*Interface markup and scripts*.
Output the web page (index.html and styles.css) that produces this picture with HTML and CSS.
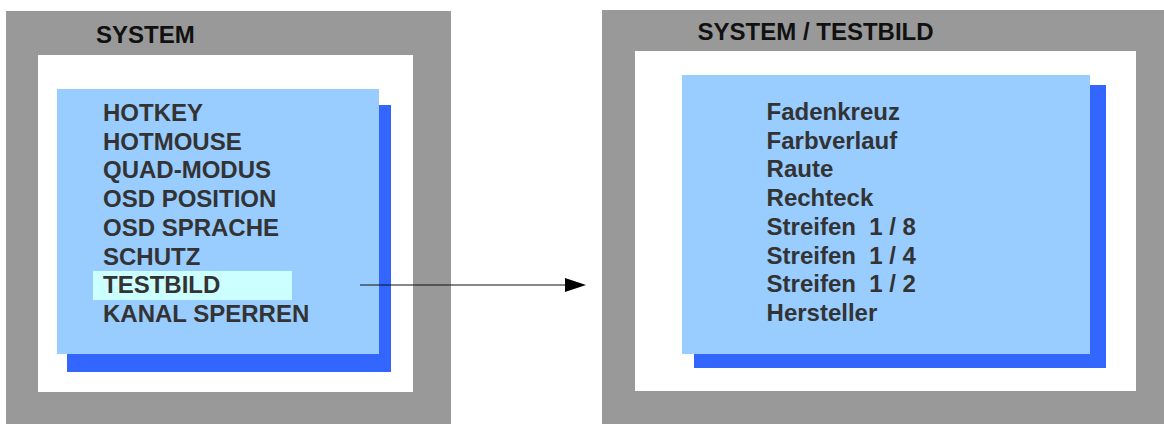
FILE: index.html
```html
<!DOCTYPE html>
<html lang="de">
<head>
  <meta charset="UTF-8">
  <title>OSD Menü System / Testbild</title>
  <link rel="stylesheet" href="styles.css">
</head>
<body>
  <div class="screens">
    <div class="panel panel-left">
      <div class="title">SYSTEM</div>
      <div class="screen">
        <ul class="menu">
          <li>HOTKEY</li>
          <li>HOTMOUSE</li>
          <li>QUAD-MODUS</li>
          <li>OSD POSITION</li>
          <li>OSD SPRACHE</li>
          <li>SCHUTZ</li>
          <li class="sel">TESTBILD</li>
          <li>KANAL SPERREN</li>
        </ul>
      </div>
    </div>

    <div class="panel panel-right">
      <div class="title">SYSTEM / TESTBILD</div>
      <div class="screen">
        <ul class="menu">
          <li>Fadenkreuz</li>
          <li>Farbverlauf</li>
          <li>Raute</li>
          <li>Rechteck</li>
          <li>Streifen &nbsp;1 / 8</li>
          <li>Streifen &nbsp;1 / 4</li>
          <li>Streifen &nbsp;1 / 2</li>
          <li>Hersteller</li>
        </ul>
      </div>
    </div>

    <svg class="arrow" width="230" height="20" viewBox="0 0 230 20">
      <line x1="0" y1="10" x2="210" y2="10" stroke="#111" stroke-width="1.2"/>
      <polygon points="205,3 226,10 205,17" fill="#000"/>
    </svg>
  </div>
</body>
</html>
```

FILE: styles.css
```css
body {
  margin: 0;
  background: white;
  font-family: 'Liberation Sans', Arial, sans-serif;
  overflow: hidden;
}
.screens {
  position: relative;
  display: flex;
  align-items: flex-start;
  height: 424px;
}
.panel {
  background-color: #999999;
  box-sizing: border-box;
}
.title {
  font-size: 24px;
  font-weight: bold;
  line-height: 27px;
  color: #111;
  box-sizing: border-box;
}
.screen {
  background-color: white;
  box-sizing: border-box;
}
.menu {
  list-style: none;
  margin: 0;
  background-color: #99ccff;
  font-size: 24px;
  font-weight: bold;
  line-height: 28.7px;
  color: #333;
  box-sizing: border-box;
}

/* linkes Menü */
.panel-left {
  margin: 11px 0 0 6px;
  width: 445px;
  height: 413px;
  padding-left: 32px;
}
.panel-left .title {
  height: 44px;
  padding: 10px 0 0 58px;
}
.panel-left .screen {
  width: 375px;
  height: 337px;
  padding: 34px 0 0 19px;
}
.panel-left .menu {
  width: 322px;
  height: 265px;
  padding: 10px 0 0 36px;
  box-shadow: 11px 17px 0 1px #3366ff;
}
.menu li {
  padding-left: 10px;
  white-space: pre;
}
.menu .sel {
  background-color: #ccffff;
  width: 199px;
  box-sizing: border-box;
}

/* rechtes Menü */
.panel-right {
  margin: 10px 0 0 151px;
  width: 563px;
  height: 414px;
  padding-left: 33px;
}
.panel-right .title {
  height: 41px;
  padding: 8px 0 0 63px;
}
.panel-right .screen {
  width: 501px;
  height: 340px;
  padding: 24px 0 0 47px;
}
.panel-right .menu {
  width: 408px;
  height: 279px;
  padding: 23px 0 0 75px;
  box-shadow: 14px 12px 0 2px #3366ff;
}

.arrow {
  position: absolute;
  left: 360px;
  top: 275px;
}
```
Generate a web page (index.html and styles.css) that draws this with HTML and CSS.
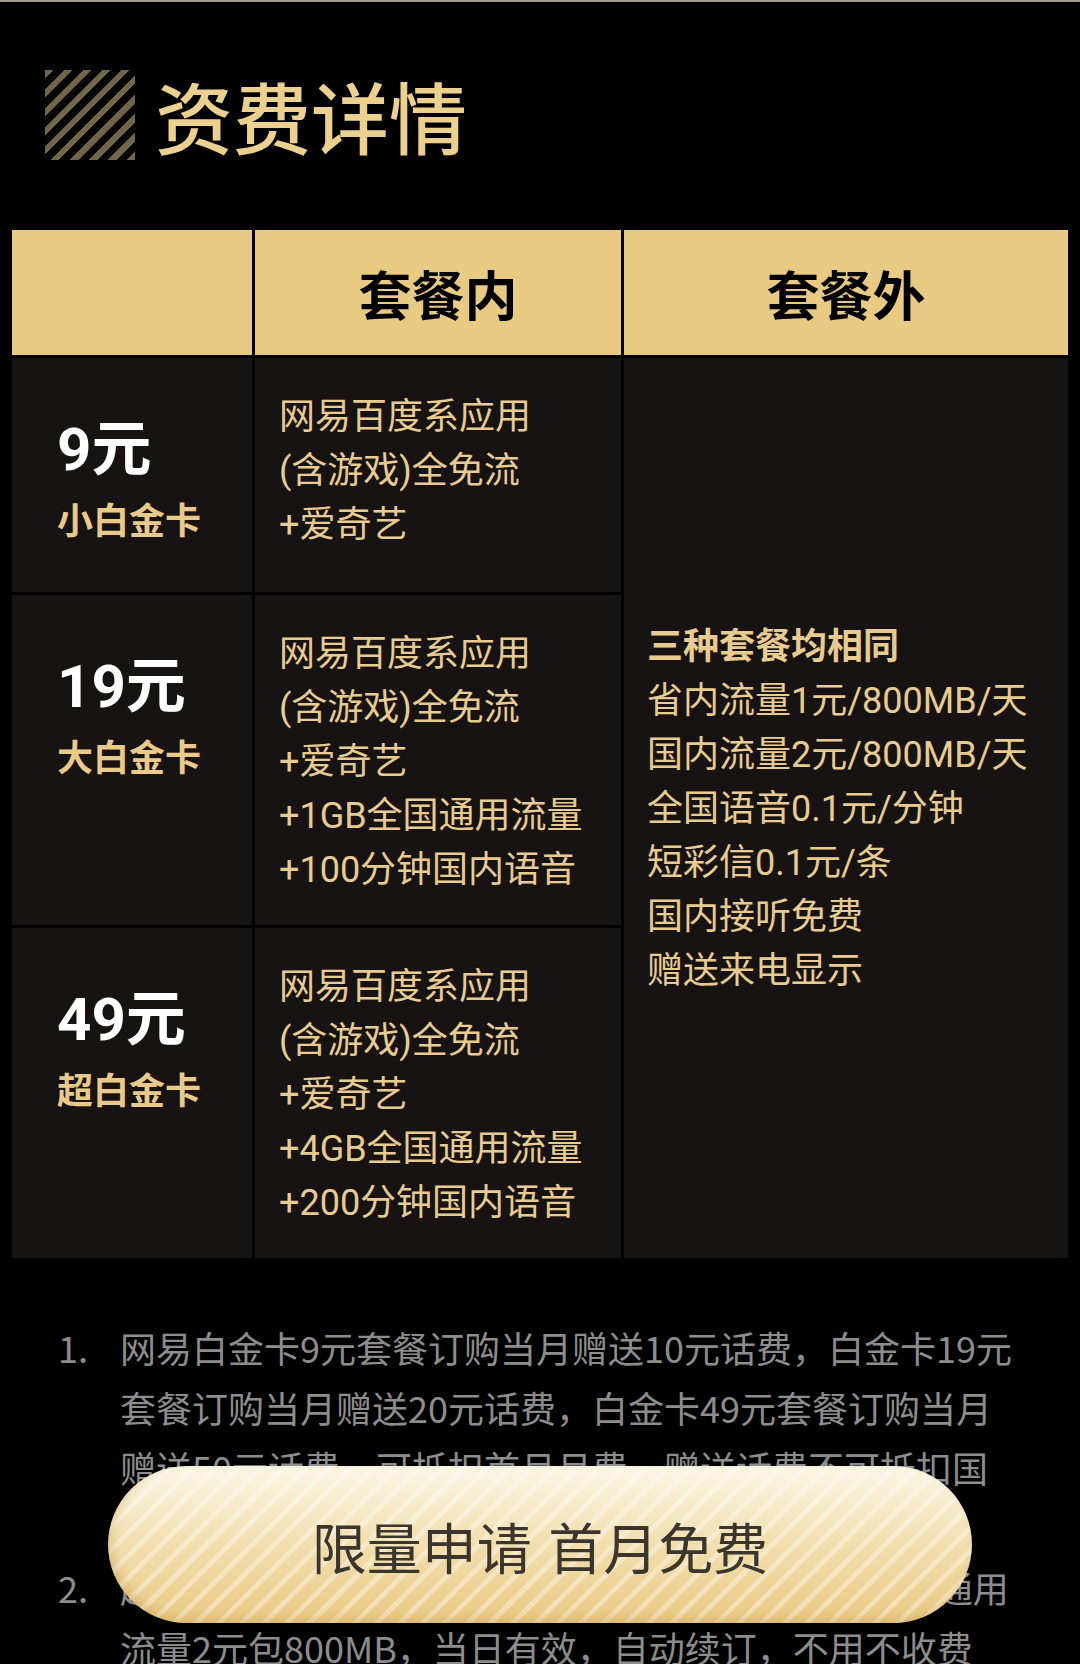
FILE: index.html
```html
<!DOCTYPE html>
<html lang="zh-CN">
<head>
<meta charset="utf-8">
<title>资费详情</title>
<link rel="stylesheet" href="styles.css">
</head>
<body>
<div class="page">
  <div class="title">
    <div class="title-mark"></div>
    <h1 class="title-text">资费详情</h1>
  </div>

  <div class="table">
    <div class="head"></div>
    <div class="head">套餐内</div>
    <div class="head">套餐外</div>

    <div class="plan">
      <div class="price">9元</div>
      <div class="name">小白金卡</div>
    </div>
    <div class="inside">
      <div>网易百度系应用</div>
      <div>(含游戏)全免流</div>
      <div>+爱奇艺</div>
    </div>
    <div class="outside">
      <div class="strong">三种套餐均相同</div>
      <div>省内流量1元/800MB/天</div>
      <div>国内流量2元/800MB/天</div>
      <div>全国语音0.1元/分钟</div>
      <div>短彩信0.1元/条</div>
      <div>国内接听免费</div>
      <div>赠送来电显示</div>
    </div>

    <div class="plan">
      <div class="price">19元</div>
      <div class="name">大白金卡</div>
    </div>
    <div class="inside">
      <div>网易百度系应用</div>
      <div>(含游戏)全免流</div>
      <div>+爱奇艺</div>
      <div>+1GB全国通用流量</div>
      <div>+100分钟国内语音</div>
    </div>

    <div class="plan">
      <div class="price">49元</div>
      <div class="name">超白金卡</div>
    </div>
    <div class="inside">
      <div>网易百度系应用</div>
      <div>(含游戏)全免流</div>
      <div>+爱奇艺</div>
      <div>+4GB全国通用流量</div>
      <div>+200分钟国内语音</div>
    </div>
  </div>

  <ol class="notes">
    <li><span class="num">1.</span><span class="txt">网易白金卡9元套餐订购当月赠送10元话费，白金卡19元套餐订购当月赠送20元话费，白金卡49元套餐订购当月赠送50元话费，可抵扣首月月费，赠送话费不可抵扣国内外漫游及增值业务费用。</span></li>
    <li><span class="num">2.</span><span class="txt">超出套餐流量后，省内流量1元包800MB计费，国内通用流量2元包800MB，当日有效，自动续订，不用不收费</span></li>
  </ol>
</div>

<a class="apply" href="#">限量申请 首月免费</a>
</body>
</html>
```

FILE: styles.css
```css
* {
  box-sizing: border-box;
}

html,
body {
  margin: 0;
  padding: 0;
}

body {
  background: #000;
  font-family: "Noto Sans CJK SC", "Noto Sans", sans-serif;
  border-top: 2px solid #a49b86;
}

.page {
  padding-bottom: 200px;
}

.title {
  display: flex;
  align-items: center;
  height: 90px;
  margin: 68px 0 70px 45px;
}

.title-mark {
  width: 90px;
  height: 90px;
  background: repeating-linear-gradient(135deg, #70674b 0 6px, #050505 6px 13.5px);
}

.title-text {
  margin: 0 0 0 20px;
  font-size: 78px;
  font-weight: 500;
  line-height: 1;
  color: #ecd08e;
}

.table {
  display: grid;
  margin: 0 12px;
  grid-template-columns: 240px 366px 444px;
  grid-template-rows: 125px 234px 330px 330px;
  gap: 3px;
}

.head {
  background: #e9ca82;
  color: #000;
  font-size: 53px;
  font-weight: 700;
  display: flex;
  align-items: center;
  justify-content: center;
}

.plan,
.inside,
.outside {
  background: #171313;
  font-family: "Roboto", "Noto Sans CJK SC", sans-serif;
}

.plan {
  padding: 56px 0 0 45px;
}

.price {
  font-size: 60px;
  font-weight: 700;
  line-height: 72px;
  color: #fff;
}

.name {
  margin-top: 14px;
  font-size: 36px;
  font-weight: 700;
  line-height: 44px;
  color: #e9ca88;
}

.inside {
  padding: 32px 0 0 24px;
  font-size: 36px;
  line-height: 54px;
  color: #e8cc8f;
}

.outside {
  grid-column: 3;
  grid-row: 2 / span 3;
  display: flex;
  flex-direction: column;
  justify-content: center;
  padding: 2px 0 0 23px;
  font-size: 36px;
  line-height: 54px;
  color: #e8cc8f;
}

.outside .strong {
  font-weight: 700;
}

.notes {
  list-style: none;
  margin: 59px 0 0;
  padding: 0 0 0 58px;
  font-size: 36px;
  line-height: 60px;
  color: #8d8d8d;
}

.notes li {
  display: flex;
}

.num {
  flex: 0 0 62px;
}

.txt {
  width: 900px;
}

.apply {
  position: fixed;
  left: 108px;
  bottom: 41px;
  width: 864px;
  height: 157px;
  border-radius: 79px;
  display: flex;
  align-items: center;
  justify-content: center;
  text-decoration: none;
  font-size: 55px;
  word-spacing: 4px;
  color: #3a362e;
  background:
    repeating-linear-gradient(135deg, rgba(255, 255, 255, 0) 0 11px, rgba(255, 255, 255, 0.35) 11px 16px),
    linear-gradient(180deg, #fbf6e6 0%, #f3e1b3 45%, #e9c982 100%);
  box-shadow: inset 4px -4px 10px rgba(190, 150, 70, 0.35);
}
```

*WHAT TO DO*. How many lines in the listing above contain "that"? Answer with the number alone.

*EXPECTED OUTPUT*. 2